A Duracell president
A brief (and first) visit to Uganda this week to see present and potential partners allowed one to become rapidly acquainted with the picture of the recently (and controversially) re-elected President Museveni since his multitudinous election posters remained up and he beamed down as a sunny uncle figure in a curiously circular hat (as if he had just stepped out of the garden where he was tending his bees, see above). Of his opposition, this very amateur observer could see no trace!
Uganda is the 'youngest' country in the world, with a median age of 14, so it may be unsurprising that, as our driver put it, many people would like to stay with the devil they know, have always known, as an ever-running president, rather than the devil they do not (and our driver took it for granted that every leader/politician was a devil of some kind and, given the sometimes murderous history of Uganda, a benignly corrupt one under which the country continues to modestly develop is to be prefered.
So if one is to develop a better narrative for democracy, one is going to have think harder about the benefits beyond the more abstract sense of its rightness, even a narrative about 'inequality' has no traction if this is pitched in terms of what simply might be possible if it were reduced. What are the examples of what is possible when it is?
Then you touch down 'home' in Switzerland and find yourself inhabiting one - a kind of living example. It would be easy to dismiss this (or indeed any example) as 'exceptionalism' but that is a mite too easy. It is hard to recall, in this land of well distributed plenty, how strikingly poor Switzerland has been for much of its history. It is only at the outset of the last century that the country fully came into its own and it has done so (like Singapore in the post War period) with virtually no natural resources.
One important element in that journey has been 'trust'.
I found myself telling my driver on the way back to the airport, in response to several of his stories illustrative of a low trust society, my story of how at a restaurant last year in my home canton, the card reading machine was malfunctioning when it came to paying the bill. 'Did I have cash?' 'No,' I replied, 'I have not got used to carrying that amount of money about with me' (after all it was a Swiss restaurant bill)! 'You live here! In that case put your address on the top of the receipt and we will send you a bill'. They did and I paid it. I thought my driver was going to go off road and my days would end wrapped round an Ugandan tree as he turned in incredulity and took his hands of the wheel to emphasize it!
One of the challenges of a 'duracell' president is that it exemplifies both a fundamental lack of and inhibition to the development of trust.

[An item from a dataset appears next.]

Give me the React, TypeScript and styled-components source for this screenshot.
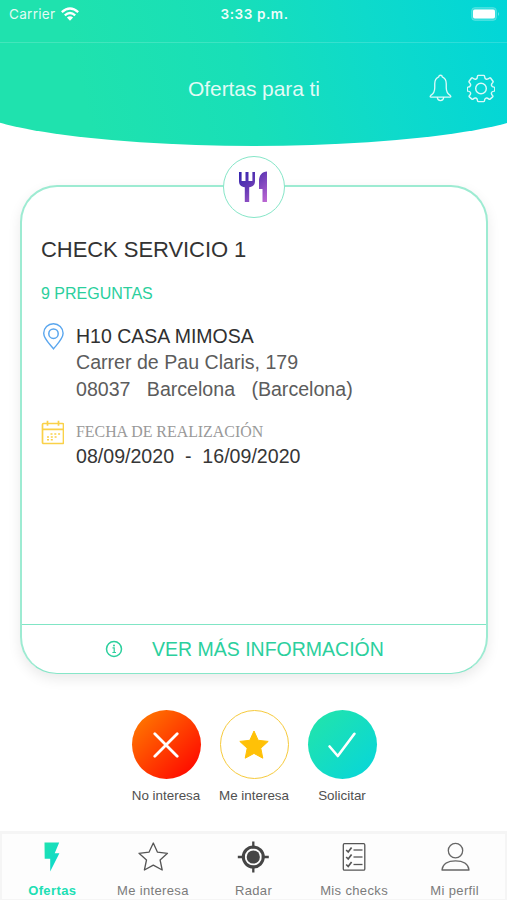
import React from 'react';
import styled, { createGlobalStyle, css } from 'styled-components';

const GlobalStyle = createGlobalStyle`
  * { box-sizing: border-box; }
  body { margin: 0; background: #fff; font-family: "Liberation Sans", Arial, sans-serif; }
  svg { display: block; flex: none; }
`;

const Screen = styled.div`
  width: 507px;
  height: 900px;
  overflow: hidden;
  display: flex;
  flex-direction: column;
  background: #fff;
`;

const Header = styled.header`
  position: relative;
  height: 146px;
  flex: none;
  overflow: hidden;
  color: #fff;
  &::before {
    content: '';
    position: absolute;
    inset: 0 -44.5px;
    border-radius: 0 0 298px 298px / 0 0 48.6px 48.6px;
    background: linear-gradient(76deg, #1fe2ae 22%, #18dfb8 48%, #0edacb 70%, #00d5da 96%);
  }
`;

const StatusBar = styled.div`
  position: relative;
  display: grid;
  grid-template-columns: 1fr auto 1fr;
  align-items: center;
  height: 43px;
  padding: 0 7px 15px 9px;
  border-bottom: 1px solid rgba(255, 255, 255, 0.16);
  font-family: Inter, sans-serif;
`;

const Carrier = styled.div`
  display: flex;
  align-items: center;
  gap: 6px;
  font-size: 13.6px;
  letter-spacing: 0.25px;
  color: rgba(255, 255, 255, 0.88);
`;

const Clock = styled.div`
  font-size: 13.6px;
  font-weight: 600;
  letter-spacing: 0.55px;
  color: rgba(255, 255, 255, 0.95);
`;

const BatterySlot = styled.div`
  display: flex;
  justify-content: flex-end;
`;

const NavBar = styled.div`
  position: relative;
  display: grid;
  grid-template-columns: 1fr auto 1fr;
  align-items: center;
  height: 90px;
  padding: 0 12px;
`;

const Title = styled.h1`
  grid-column: 2;
  margin: 2px 0 0 1px;
  font-size: 21px;
  line-height: 26px;
  font-weight: 400;
  letter-spacing: -0.08px;
  color: rgba(255, 255, 255, 0.88);
`;

const NavActions = styled.div`
  display: flex;
  justify-content: flex-end;
  align-items: center;
  gap: 15px;
`;

const Card = styled.article`
  position: relative;
  display: flex;
  flex-direction: column;
  width: 468px;
  height: 489px;
  flex: none;
  margin: 39px 0 0 20px;
  border: 2px solid #9debd2;
  border-bottom: 1px solid #86e6c8;
  border-radius: 37px;
  background: #fff;
  box-shadow: 0 5px 13px rgba(0, 0, 0, 0.085);
`;

const CategoryBadge = styled.div`
  position: absolute;
  top: -31px;
  left: 201px;
  width: 62px;
  height: 62px;
  border: 1.3px solid #86e6c8;
  border-radius: 50%;
  background: #fff;
  display: flex;
  align-items: center;
  justify-content: center;
`;

const CardBody = styled.div`
  flex: 1;
  padding: 50px 20px 0 19px;
`;

const CardTitle = styled.h2`
  margin: 0;
  font-size: 22px;
  line-height: 26px;
  font-weight: 400;
  letter-spacing: -0.06px;
  color: #333;
`;

const Questions = styled.p`
  margin: 20px 0 0;
  font-size: 16px;
  line-height: 22px;
  color: #2bcf9d;
`;

const Detail = styled.div<{ $top: number }>`
  display: flex;
  align-items: flex-start;
  gap: 12px;
  margin-top: ${(p) => p.$top}px;
`;

const Lines = styled.div`
  display: flex;
  flex-direction: column;
`;

type Tone = 'strong' | 'soft' | 'date';
const tones = {
  strong: css`font-size: 19.5px; line-height: 26px; color: #303030;`,
  soft: css`font-size: 19.6px; line-height: 26.5px; color: #5c5c5c;`,
  date: css`font-size: 19.6px; line-height: 24px; color: #363636;`,
};

const Line = styled.div<{ $tone: Tone }>`
  white-space: pre;
  ${(p) => tones[p.$tone]}
`;

const Caption = styled.div`
  font-family: "Liberation Serif", "Times New Roman", serif;
  font-size: 15.9px;
  line-height: 24px;
  color: #999;
`;

const MoreInfo = styled.button`
  display: flex;
  align-items: center;
  height: 49px;
  padding: 0 0 0 83px;
  gap: 29px;
  border: 0;
  border-top: 1px solid #80e5c5;
  background: none;
  font-family: inherit;
  font-size: 19.5px;
  color: #2bcf9d;
`;

const Actions = styled.div`
  display: flex;
  justify-content: center;
  margin: 36px 0 0 1px;
`;

const Action = styled.div`
  display: flex;
  flex-direction: column;
  align-items: center;
  width: 88px;
  font-size: 13.4px;
  line-height: 18px;
  white-space: nowrap;
  color: #505050;
`;

type Kind = 'reject' | 'favourite' | 'accept';
const fills = {
  reject: css`background: linear-gradient(135deg, #ff7800 8%, #ff0c00 88%);`,
  favourite: css`background: #fff; border: 1.3px solid #f6ca3c;`,
  accept: css`background: linear-gradient(135deg, #20e3ae 12%, #08d6d8 92%);`,
};

const RoundButton = styled.button<{ $kind: Kind }>`
  width: 69px;
  height: 69px;
  margin-bottom: 8px;
  padding: 0;
  border: 0;
  border-radius: 50%;
  display: flex;
  align-items: center;
  justify-content: center;
  ${(p) => fills[p.$kind]}
`;

const TabBar = styled.nav`
  display: grid;
  grid-template-columns: repeat(5, 1fr);
  height: 69px;
  flex: none;
  margin-top: auto;
  padding: 0;
  border: 2px solid #f5f5f5;
  border-top-width: 3px;
  border-bottom-width: 1px;
  background: #fdfdfd;
`;

const Tab = styled.div<{ $active?: boolean }>`
  display: flex;
  flex-direction: column;
  align-items: center;
  padding-top: 7px;
  gap: 10px;
  font-size: 13px;
  line-height: 16px;
  letter-spacing: ${(p) => (p.$active ? 0.4 : 0.35)}px;
  font-weight: ${(p) => (p.$active ? 700 : 400)};
  color: ${(p) => (p.$active ? '#20dfb4' : '#7b7b7b')};
`;

const WifiIcon = () => (
  <svg width="18" height="14" viewBox="0 0 18 14" fill="none" stroke="#fff" strokeWidth="2.3">
    <path d="M.8 5.1Q9-2.2 17.2 5.1" />
    <path d="M3.8 8.4Q9 3.6 14.2 8.4" />
    <path d="M9 13.7 5.9 10.5Q9 7.9 12.1 10.5Z" fill="#fff" stroke="none" />
  </svg>
);

const BatteryIcon = () => (
  <svg width="29" height="14" viewBox="0 0 29 14">
    <rect x=".5" y=".5" width="25" height="13" rx="3.5" fill="#fff" fillOpacity=".2" stroke="#fff" strokeOpacity=".18" />
    <rect x="2" y="2.5" width="22" height="9" rx="1.8" fill="#fff" />
    <path d="M27 5q2 2 0 4Z" fill="#fff" fillOpacity=".4" />
  </svg>
);

const BellIcon = () => (
  <svg width="23" height="28" viewBox="0 0 24 28" fill="none" stroke="#fff" strokeOpacity=".85" strokeWidth="1.4" strokeLinejoin="round">
    <path d="M10.2 2.3Q10.2.7 12 .7t1.8 1.6Q18 4.1 18 9.5v4.2c0 4.100 1.300 6.300 4.100 8q1.500 1.900-.3 1.900H2.200q-1.800 0-.3-1.900c2.800-1.700 4.100-3.900 4.100-8V9.500Q6 4.100 10.200 2.300Z" />
    <path d="M8.600 23.700Q9 27.200 12 27.200t3.400-3.500" />
  </svg>
);

const GearIcon = () => (
  <svg width="28" height="29" viewBox="0.5 0.5 29 29" fill="none" stroke="#fff" strokeOpacity=".85" strokeWidth="1.5" strokeLinejoin="round">
    <path d="M12.2 1.4h5.6q.7 0 .8.8c.2 2.2.7 2.9 1.9 3.2s1.8 0 3.3-1.300q.6-.5 1.100 0l2.500 3.400q.4.600-.2 1.200c-1.500 1.400-1.700 2.200-1.200 3.400s1.100 1.400 2.600 1.500q.7 0 .7.800v2.400q0 .8-.8.900c-1.800.1-2.400.7-2.700 1.800s0 1.800 1.300 3.100q.5.500 0 1.100L24.400 26q-.5.500-1.200 0c-1.400-1.300-2-1.500-3.100-1.100s-1.500 1-1.500 2.900q0 .8-.8.8h-5.600q-.8 0-.8-.8c0-1.900-.5-2.600-1.600-2.900s-1.700-.1-3 1.100q-.6.500-1.200 0l-2.700-2.300q-.5-.6 0-1.100c1.300-1.300 1.600-2 1.300-3.100s-1-1.700-2.600-1.800q-.8-.1-.8-.9v-2.400q0-.8.7-.8c1.500-.1 2.100-.5 2.600-1.600s.2-1.900-1.200-3.300q-.6-.6-.2-1.200l2.500-3.400q.5-.5 1.100 0c1.500 1.300 2.100 1.600 3.300 1.300s1.700-1 1.800-3.200q.1-.8.800-.8Z" />
    <circle cx="15" cy="15" r="5.500" />
  </svg>
);

const CutleryIcon = () => (
  <svg width="30" height="32" viewBox="0 0 30 32">
    <defs>
      <linearGradient id="cutlery" x1="0" y1="0" x2="30" y2="32" gradientUnits="userSpaceOnUse">
        <stop offset="0" stopColor="#3023ae" />
        <stop offset=".4" stopColor="#6238b4" />
        <stop offset="1" stopColor="#c86dd7" />
      </linearGradient>
    </defs>
    <g fill="url(#cutlery)">
      <path d="M0 1h2.600v9h3.900V1h3v9h3.900V1H16v9c0 3.800-1.800 5.500-5.800 6.300V31H5.800V16.300C1.800 15.500 0 13.800 0 10Z" />
      <path d="M28 .5V31h-4.500V18H20V10C20 4.500 23 .5 28 .5Z" />
    </g>
  </svg>
);

const PinIcon = () => (
  <svg width="23" height="28" viewBox="0 0 23 28" fill="none" stroke="#5aa6ee" strokeWidth="1.4">
    <path d="M12.500 25.800C8.100 20.500 2.700 15.600 2.700 10.300a9.700 9.600 0 0 1 19.400 0c0 5.300-5.200 10.200-9.600 15.500Z" />
    <circle cx="12.500" cy="10.700" r="4.700" strokeWidth="1.500" />
  </svg>
);

const CalendarIcon = () => (
  <svg width="23" height="25" viewBox="0 0 23 25" fill="none" stroke="#fad148" strokeWidth="1.700">
    <rect x="1.500" y="3.500" width="21" height="20" rx="1" />
    <path d="M1.500 9.300h21M6.500 .8v5M17.500 .8v5" />
    <path d="M9.500 14h10M6 17h10.500M6 19.800h7" strokeDasharray="2 1.800" strokeWidth="1.500" />
  </svg>
);

const InfoIcon = () => (
  <svg width="18" height="18" viewBox="0 0 18 18" fill="none" stroke="#2bcf9d" strokeWidth="1.500">
    <circle cx="9" cy="9" r="7.500" />
    <path d="M7.500 7.800H9.200V12.300M7.400 12.500h3.600" strokeWidth="1.200" />
    <circle cx="9" cy="5.500" r="1" fill="#2bcf9d" stroke="none" />
  </svg>
);

const CrossIcon = () => (
  <svg width="26" height="26" viewBox="0 0 26 26" stroke="#fff" strokeWidth="2.800" strokeLinecap="round">
    <path d="m1.800 1.800 22.400 22.400M24.200 1.800 1.800 24.200" />
  </svg>
);

const StarIcon = () => (
  <svg width="30" height="30" viewBox="0 0 30 30" fill="#ffc107" stroke="#ffc107" strokeWidth="1" strokeLinejoin="round">
    <path d="m15 1 4.200 9.300 10 1.100-7.400 6.800 2 10L15 23.400 6.200 28.200l2-10L.8 11.400l10-1.100Z" />
  </svg>
);

const CheckIcon = () => (
  <svg width="28" height="26" viewBox="0 0 28 26" fill="none" stroke="#fff" strokeWidth="2.600" strokeLinecap="round" strokeLinejoin="round">
    <path d="M1.600 14.500 9.800 24 26.400 1.800" />
  </svg>
);

const BoltIcon = () => (
  <svg width="32" height="32" viewBox="0 0 32 32">
    <defs>
      <linearGradient id="bolt" x1="0" y1="0" x2="1" y2="1">
        <stop offset="0" stopColor="#20e3ae" />
        <stop offset="1" stopColor="#08d6d4" />
      </linearGradient>
    </defs>
    <path d="M8.500 1.500h14.700l-4.500 10.700h4.700L14.200 30.500V17.700H8.700Z" fill="url(#bolt)" />
  </svg>
);

const StarOutlineIcon = () => (
  <svg width="32" height="32" viewBox="0 0 32 32" fill="none" stroke="#555" strokeWidth="1.300" strokeLinejoin="round">
    <path d="m16.300 2 4.200 9.200 10 1.100-7.400 6.700 2.100 10-8.900-4.900L7.400 29l2.100-10L2 12.300l10-1.100Z" />
  </svg>
);

const RadarIcon = () => (
  <svg width="32" height="32" viewBox="0 0 32 32" fill="none" stroke="#454545">
    <circle cx="16.300" cy="16" r="10" strokeWidth="3" />
    <circle cx="16.300" cy="16" r="6.600" fill="#454545" stroke="none" />
    <path d="M16.300 .5v7M16.300 24.500v7M.8 16h7M24.800 16h7" strokeWidth="2.300" />
  </svg>
);

const ChecklistIcon = () => (
  <svg width="32" height="32" viewBox="0 0 32 32" fill="none" stroke="#555" strokeWidth="1.300">
    <rect x="5.300" y="2.700" width="21.500" height="26.500" rx="1.200" />
    {[9, 16, 23.5].map((y) => (
      <React.Fragment key={y}>
        <path d={`m8.200 ${y} 2 2 3.400-4.500`} strokeWidth="1.700" />
        <path d={`M15.500 ${y}h9`} />
      </React.Fragment>
    ))}
  </svg>
);

const ProfileIcon = () => (
  <svg width="32" height="32" viewBox="0 0 32 32" fill="none" stroke="#666" strokeWidth="1.300" strokeLinejoin="round">
    <circle cx="16.500" cy="9.600" r="7.200" />
    <path d="M3 29C3.500 23 9 19.800 16.500 19.800S29.500 23 30 29Z" />
  </svg>
);

const App = () => (
  <>
    <GlobalStyle />
    <Screen>
      <Header>
        <StatusBar>
          <Carrier>Carrier<WifiIcon /></Carrier>
          <Clock>3:33 p.m.</Clock>
          <BatterySlot><BatteryIcon /></BatterySlot>
        </StatusBar>
        <NavBar>
          <Title>Ofertas para ti</Title>
          <NavActions><BellIcon /><GearIcon /></NavActions>
        </NavBar>
      </Header>

      <Card>
        <CategoryBadge><CutleryIcon /></CategoryBadge>
        <CardBody>
          <CardTitle>CHECK SERVICIO 1</CardTitle>
          <Questions>9 PREGUNTAS</Questions>
          <Detail $top={18}>
            <PinIcon />
            <Lines>
              <Line $tone="strong">H10 CASA MIMOSA</Line>
              <Line $tone="soft">Carrer de Pau Claris, 179</Line>
              <Line $tone="soft">{'08037   Barcelona   (Barcelona)'}</Line>
            </Lines>
          </Detail>
          <Detail $top={17.5}>
            <CalendarIcon />
            <Lines>
              <Caption>FECHA DE REALIZACIÓN</Caption>
              <Line $tone="date">{'08/09/2020  -  16/09/2020'}</Line>
            </Lines>
          </Detail>
        </CardBody>
        <MoreInfo><InfoIcon />VER MÁS INFORMACIÓN</MoreInfo>
      </Card>

      <Actions>
        <Action><RoundButton $kind="reject"><CrossIcon /></RoundButton>No interesa</Action>
        <Action><RoundButton $kind="favourite"><StarIcon /></RoundButton>Me interesa</Action>
        <Action><RoundButton $kind="accept"><CheckIcon /></RoundButton>Solicitar</Action>
      </Actions>

      <TabBar>
        <Tab $active><BoltIcon />Ofertas</Tab>
        <Tab><StarOutlineIcon />Me interesa</Tab>
        <Tab><RadarIcon />Radar</Tab>
        <Tab><ChecklistIcon />Mis checks</Tab>
        <Tab><ProfileIcon />Mi perfil</Tab>
      </TabBar>
    </Screen>
  </>
);

export default App;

I cannot let go, build succession, be ultimately replaced for I do not trust anyone else - neither to preserve my legacy nor, of course, to ensure my abuse of that trust, in corruption, does not come back to haunt me. In the short term, this can reap the rewards of stability, of a continuity of policy, but at the serious risk of failing to build a deeper continuity, one that is culturally embedded in a society, not freighted with it being imposed by one man; and, that is a society that trusts itself and one another. This may or may not go hand in hand with recognisable democracy but it does appear to be a grounding foundation for a successfully prosperous country, in the long term, that can survive any individual, after all even the best batteries always run out.